English Phrase Natural Spanish Nuance
The intersection is closed La intersección está cerrada Best for notices and formal updates
Turn right at the intersection Gira a la derecha en la intersección Clear and standard
There’s traffic at the crossing Hay tráfico en el cruce Natural spoken road phrasing
Meet me on the corner Nos vemos en la esquina One corner, one meeting point
The lines intersect here Las líneas tienen una intersección aquí Abstract or academic use
Cross at the next junction Cruza en el próximo cruce Street speech sounds natural here

Sample Lines You Can Use Right Away

These lines show the pattern in plain Spanish. Read them out loud and the difference becomes easier to feel:

  • Hay un semáforo en la intersección de esas calles.
  • Dobla a la izquierda en la próxima intersección.
  • El cruce está lleno de coches a esta hora.
  • Sigue recto hasta el cruce y luego gira.
  • La tienda queda en la esquina de la calle principal.
  • Nos encontramos en la esquina frente al café.

Notice what changes. The first two sound neat and written. The next two sound more like something you’d hear from a driver, rider, or passerby. The last two stop talking about the whole junction and zoom in on one corner.

Mistakes That Make the Sentence Sound Off

The most common slip is using one word for every case. That flattens the meaning. Spanish likes sharper choices. A few fixes can clean your phrasing up fast:

  • Don’t use esquina when you mean the whole road junction.
  • Don’t use cruce in math or geometry writing.
  • Don’t force intersección into every casual chat if cruce or esquina sounds more human.
  • Don’t drop the article unless the sentence style calls for it.

One more thing: if you’re translating for a textbook, app, exam, or published page, lean formal first. You can always loosen it later. Going the other way is harder, since a too-casual word can make the whole line feel less polished.
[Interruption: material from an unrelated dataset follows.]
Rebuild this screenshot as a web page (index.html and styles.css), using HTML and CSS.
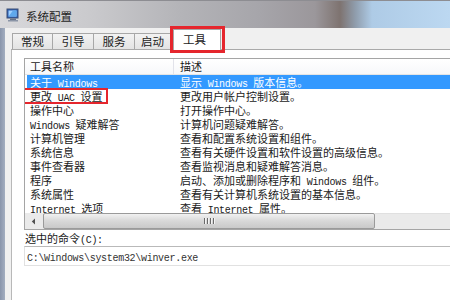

A Better Choice in Each Context

If you need one answer you can trust, use la intersección. It’s the standard translation, it travels well across settings, and it won’t raise eyebrows in formal writing. That alone will solve most cases.

Still, the most natural Spanish often comes from picking the noun that matches the scene. Use el cruce when the crossing feels tied to road movement and spoken directions. Use la esquina when you mean a corner landmark or the spot where someone is standing. Once you start hearing those three jobs separately, “the intersection” stops being a tricky phrase and turns into an easy call.